Begin INFORMATION SUPPLIED

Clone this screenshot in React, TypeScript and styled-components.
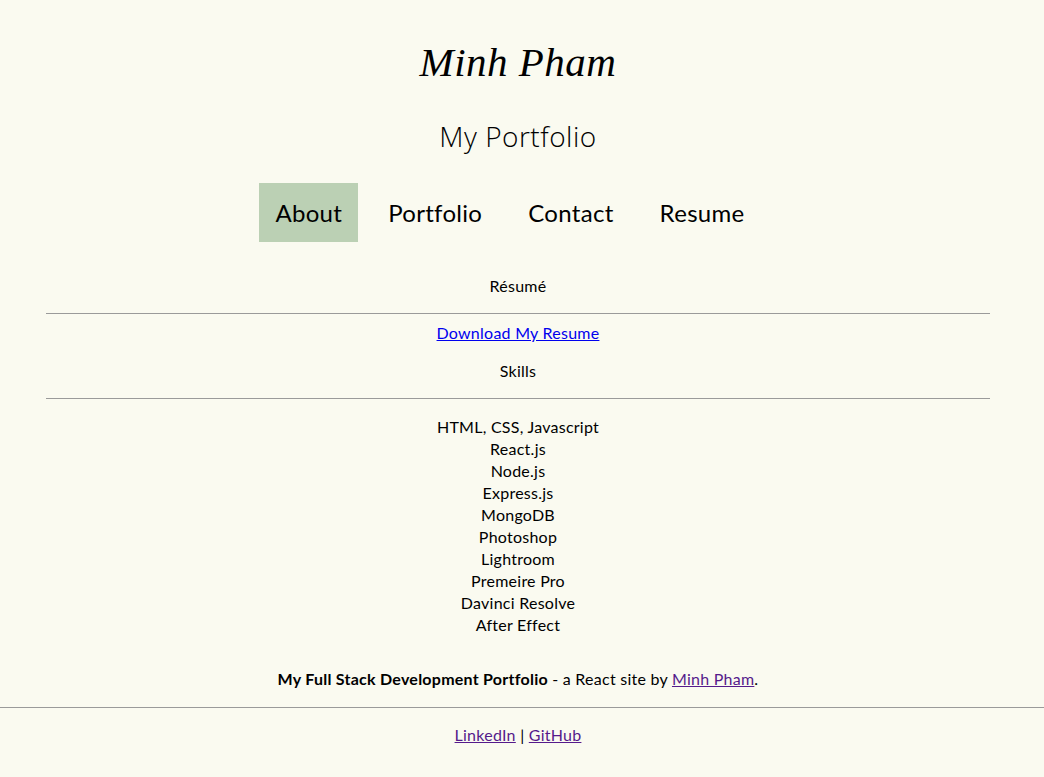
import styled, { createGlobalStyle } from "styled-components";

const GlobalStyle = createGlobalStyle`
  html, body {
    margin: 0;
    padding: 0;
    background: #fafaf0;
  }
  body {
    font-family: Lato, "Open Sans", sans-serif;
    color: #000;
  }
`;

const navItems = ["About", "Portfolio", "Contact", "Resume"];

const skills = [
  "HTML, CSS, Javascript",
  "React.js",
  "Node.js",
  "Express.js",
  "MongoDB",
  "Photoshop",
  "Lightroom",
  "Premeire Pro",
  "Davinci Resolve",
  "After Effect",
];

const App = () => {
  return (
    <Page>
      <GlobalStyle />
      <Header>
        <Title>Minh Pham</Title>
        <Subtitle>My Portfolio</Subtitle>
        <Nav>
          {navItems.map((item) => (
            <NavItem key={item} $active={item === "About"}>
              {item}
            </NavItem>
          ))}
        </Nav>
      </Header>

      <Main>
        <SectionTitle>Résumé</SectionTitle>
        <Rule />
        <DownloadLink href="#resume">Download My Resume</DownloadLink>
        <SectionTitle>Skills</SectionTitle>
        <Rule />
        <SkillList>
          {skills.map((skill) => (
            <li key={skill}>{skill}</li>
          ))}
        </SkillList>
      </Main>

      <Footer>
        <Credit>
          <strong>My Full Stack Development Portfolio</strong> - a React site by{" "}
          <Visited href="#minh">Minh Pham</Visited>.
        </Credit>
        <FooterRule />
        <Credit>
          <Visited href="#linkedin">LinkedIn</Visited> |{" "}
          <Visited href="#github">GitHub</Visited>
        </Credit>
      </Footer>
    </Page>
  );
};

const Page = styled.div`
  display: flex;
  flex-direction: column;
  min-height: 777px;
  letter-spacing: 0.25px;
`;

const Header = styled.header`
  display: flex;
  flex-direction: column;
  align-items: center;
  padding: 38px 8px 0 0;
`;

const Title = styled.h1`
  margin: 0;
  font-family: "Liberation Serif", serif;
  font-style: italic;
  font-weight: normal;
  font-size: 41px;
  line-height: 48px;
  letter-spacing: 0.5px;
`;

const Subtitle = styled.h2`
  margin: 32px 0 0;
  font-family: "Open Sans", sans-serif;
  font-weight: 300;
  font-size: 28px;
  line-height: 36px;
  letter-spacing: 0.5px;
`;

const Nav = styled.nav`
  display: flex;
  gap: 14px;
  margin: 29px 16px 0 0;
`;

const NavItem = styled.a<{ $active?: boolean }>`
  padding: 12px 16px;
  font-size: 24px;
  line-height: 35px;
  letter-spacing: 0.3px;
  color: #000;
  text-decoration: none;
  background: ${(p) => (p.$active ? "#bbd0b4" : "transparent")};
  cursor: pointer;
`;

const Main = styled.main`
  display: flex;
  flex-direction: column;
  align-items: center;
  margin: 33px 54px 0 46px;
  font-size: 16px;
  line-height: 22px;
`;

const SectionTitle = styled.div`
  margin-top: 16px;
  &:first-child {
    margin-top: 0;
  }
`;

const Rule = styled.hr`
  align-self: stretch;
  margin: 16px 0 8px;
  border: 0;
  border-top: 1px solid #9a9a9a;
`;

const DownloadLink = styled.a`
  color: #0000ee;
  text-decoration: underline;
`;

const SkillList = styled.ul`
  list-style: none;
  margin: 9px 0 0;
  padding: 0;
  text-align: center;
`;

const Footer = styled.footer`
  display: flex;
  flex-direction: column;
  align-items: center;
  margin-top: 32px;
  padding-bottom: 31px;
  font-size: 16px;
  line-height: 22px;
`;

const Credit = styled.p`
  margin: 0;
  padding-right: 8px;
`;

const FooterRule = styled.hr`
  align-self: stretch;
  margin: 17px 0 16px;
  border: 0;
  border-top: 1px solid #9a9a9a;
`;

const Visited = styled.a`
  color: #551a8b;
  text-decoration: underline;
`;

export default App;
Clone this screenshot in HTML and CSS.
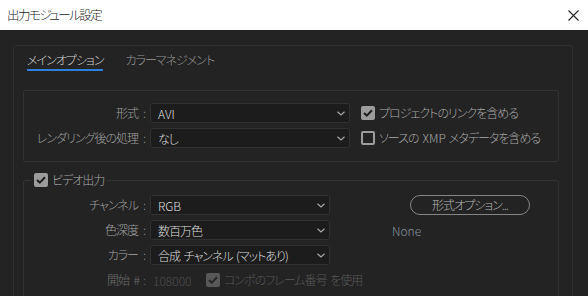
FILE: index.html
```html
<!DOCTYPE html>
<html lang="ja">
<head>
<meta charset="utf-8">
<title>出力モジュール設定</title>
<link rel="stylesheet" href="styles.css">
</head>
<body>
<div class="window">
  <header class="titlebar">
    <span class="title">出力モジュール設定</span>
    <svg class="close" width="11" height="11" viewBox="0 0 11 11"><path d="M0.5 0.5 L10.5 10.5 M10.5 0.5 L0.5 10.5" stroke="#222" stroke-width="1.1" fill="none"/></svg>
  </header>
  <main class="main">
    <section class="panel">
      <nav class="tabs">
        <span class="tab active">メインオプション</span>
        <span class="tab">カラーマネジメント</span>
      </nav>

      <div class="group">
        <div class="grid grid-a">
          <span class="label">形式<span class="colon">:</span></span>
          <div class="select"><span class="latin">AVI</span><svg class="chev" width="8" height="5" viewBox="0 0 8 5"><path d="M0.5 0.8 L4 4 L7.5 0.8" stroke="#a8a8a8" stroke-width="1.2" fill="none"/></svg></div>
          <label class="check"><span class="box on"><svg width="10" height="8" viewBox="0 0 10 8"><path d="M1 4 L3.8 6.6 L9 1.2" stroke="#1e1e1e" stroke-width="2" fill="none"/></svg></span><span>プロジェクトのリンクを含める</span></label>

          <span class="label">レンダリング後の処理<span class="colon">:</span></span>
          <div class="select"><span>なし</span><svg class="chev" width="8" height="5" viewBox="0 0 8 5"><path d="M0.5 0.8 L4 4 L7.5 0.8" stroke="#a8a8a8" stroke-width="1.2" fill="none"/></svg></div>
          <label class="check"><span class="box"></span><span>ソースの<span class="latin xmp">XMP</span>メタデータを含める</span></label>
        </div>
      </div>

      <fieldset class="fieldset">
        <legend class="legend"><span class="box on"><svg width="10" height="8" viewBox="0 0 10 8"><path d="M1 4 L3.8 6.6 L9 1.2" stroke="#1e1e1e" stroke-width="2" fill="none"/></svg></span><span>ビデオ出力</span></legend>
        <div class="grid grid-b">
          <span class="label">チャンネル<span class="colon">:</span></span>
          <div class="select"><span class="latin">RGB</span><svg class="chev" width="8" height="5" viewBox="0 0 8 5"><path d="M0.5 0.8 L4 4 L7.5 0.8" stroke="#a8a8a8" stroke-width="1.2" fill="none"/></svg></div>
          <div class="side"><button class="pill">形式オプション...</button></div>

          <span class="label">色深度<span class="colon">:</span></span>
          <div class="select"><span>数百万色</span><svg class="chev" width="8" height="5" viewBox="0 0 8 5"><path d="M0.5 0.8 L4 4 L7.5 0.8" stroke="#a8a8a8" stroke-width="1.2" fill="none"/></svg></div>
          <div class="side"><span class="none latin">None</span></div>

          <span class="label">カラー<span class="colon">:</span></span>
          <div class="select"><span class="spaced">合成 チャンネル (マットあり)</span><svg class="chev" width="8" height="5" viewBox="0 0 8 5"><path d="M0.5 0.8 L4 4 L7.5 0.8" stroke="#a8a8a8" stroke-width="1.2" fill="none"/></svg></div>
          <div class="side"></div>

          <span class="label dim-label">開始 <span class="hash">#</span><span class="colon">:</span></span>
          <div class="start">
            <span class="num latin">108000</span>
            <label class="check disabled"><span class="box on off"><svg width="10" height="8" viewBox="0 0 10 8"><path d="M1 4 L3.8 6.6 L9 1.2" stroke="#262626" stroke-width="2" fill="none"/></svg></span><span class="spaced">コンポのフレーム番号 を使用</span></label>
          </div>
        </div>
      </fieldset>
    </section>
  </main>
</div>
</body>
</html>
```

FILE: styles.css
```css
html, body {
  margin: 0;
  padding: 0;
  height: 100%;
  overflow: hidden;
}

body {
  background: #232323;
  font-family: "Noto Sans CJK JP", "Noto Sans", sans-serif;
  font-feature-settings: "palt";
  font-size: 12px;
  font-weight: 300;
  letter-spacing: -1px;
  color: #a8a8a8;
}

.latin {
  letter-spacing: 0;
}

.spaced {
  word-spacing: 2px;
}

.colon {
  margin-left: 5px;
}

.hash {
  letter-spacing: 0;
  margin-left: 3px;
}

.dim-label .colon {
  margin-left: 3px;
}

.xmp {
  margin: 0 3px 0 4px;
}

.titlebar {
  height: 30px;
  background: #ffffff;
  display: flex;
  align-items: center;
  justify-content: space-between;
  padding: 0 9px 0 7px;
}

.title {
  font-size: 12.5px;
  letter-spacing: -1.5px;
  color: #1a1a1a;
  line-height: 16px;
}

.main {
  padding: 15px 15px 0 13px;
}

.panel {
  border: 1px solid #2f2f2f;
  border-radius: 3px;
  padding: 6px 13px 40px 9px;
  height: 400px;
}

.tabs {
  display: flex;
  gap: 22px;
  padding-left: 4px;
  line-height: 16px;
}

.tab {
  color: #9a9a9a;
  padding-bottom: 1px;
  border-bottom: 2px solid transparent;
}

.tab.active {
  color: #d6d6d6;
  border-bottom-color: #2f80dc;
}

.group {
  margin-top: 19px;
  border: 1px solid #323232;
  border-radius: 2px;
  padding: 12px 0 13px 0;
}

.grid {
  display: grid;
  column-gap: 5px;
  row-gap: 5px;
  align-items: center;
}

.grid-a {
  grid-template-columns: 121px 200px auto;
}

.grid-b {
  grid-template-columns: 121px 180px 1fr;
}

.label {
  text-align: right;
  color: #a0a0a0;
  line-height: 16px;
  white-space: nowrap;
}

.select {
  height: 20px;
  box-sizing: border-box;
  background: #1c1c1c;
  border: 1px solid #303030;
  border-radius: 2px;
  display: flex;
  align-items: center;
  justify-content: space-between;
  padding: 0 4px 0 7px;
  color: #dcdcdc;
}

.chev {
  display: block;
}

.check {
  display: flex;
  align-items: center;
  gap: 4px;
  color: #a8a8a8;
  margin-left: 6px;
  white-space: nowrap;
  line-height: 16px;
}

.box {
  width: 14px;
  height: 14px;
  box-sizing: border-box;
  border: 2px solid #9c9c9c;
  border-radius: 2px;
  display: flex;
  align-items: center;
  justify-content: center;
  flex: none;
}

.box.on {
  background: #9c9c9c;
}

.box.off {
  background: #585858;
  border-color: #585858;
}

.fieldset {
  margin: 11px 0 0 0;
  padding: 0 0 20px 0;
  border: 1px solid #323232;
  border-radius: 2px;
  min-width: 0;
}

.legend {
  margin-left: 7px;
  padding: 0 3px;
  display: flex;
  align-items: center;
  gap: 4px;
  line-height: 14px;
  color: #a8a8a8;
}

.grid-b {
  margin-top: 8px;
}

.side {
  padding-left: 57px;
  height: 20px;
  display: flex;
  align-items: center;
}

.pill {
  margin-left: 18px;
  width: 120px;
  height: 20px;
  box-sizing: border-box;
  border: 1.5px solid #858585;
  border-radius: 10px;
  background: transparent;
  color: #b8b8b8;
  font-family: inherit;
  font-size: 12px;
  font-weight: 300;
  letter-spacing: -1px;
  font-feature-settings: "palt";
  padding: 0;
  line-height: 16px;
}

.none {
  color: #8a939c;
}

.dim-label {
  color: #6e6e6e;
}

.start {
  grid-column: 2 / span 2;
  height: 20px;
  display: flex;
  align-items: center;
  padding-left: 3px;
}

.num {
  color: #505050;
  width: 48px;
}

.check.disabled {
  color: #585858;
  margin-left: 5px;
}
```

End INFORMATION SUPPLIED
Begin INFORMATION SUPPLIED

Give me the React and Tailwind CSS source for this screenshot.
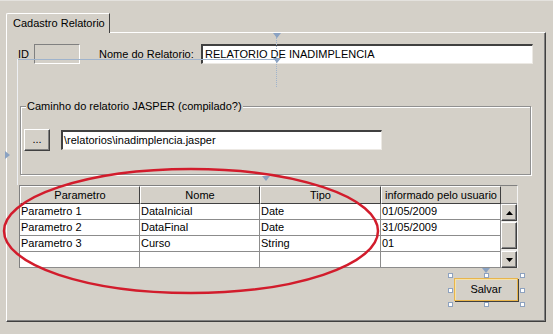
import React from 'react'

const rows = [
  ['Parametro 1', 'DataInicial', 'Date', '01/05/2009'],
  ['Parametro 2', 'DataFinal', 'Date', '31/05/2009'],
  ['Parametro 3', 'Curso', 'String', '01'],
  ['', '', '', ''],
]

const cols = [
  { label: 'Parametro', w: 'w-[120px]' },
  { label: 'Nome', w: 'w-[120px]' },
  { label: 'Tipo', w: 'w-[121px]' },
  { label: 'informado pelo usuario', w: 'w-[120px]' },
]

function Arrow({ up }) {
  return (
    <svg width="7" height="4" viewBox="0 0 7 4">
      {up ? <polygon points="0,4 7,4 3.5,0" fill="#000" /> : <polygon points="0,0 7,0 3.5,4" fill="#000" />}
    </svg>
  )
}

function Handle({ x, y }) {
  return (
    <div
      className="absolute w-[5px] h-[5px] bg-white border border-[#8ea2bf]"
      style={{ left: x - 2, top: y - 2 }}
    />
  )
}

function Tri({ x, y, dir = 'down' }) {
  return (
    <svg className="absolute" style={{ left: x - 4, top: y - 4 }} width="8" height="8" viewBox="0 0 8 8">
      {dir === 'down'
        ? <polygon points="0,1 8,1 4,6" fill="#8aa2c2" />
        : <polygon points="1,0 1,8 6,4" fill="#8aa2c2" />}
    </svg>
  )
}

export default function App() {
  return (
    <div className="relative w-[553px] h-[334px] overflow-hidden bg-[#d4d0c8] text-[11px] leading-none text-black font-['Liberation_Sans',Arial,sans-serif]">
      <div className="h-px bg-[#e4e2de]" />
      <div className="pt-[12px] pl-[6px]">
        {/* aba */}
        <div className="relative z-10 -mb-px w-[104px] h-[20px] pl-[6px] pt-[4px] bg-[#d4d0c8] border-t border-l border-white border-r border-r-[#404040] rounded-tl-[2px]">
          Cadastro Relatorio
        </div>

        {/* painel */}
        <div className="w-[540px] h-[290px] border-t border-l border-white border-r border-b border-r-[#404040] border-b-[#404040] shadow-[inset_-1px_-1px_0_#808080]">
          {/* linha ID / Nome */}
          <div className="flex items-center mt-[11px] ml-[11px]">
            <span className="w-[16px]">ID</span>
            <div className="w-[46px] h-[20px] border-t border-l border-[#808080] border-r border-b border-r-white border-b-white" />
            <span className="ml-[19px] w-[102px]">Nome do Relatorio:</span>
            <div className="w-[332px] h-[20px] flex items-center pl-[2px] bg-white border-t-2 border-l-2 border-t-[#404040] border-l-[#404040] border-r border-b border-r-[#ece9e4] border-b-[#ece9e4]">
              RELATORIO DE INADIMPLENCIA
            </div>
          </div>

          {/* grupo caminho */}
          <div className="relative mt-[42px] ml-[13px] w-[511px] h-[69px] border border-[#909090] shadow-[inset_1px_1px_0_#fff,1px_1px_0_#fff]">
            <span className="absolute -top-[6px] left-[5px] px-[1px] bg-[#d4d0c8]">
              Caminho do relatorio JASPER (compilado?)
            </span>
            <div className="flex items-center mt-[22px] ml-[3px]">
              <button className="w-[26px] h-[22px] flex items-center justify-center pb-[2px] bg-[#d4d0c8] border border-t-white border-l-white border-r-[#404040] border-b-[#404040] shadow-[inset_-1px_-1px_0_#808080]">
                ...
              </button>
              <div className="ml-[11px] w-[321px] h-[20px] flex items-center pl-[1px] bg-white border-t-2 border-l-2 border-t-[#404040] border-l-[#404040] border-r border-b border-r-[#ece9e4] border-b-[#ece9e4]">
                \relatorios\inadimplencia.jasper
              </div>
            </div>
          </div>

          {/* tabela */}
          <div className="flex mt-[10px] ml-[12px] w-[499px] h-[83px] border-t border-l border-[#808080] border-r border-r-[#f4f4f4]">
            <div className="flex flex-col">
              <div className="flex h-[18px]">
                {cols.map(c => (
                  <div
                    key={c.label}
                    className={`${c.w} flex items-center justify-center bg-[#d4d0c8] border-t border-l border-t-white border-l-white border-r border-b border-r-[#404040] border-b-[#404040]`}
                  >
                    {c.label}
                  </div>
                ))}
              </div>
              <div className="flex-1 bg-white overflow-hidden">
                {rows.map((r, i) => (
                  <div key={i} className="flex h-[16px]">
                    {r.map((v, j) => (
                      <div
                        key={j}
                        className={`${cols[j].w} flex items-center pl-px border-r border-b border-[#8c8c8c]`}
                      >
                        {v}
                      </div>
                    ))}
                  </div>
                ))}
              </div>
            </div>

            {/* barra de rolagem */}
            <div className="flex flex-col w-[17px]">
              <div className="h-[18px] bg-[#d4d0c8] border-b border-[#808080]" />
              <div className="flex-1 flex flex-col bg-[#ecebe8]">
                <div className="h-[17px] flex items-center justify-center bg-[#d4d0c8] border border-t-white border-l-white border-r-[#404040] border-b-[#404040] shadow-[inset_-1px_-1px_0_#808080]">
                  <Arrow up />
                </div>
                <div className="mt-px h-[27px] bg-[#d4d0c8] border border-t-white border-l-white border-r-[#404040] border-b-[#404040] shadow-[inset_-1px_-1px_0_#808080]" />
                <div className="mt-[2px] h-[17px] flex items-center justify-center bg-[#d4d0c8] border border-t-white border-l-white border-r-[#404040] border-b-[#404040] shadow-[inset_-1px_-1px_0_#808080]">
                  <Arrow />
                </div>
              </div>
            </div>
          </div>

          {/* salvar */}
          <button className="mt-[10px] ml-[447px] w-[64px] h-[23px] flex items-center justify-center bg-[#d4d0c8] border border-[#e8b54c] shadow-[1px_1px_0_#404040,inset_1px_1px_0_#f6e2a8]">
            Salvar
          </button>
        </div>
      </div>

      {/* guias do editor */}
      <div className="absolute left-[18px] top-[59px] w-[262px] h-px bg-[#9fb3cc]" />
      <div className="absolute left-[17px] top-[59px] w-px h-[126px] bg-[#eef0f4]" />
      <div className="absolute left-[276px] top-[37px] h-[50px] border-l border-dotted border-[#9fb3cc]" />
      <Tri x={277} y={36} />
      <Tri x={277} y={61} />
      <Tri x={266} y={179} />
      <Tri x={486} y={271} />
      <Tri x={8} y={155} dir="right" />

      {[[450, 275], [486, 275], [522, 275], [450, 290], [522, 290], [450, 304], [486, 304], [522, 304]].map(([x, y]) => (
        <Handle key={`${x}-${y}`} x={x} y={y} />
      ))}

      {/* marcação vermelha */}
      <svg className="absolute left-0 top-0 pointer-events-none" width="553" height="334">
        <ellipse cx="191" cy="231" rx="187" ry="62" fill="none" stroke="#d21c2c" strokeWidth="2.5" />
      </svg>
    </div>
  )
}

End INFORMATION SUPPLIED

### AIM OF THE TASK
Examine the data above and state how many of its lines contain the word "React", with no further remarks.

### ANSWER TO THIS TASK
5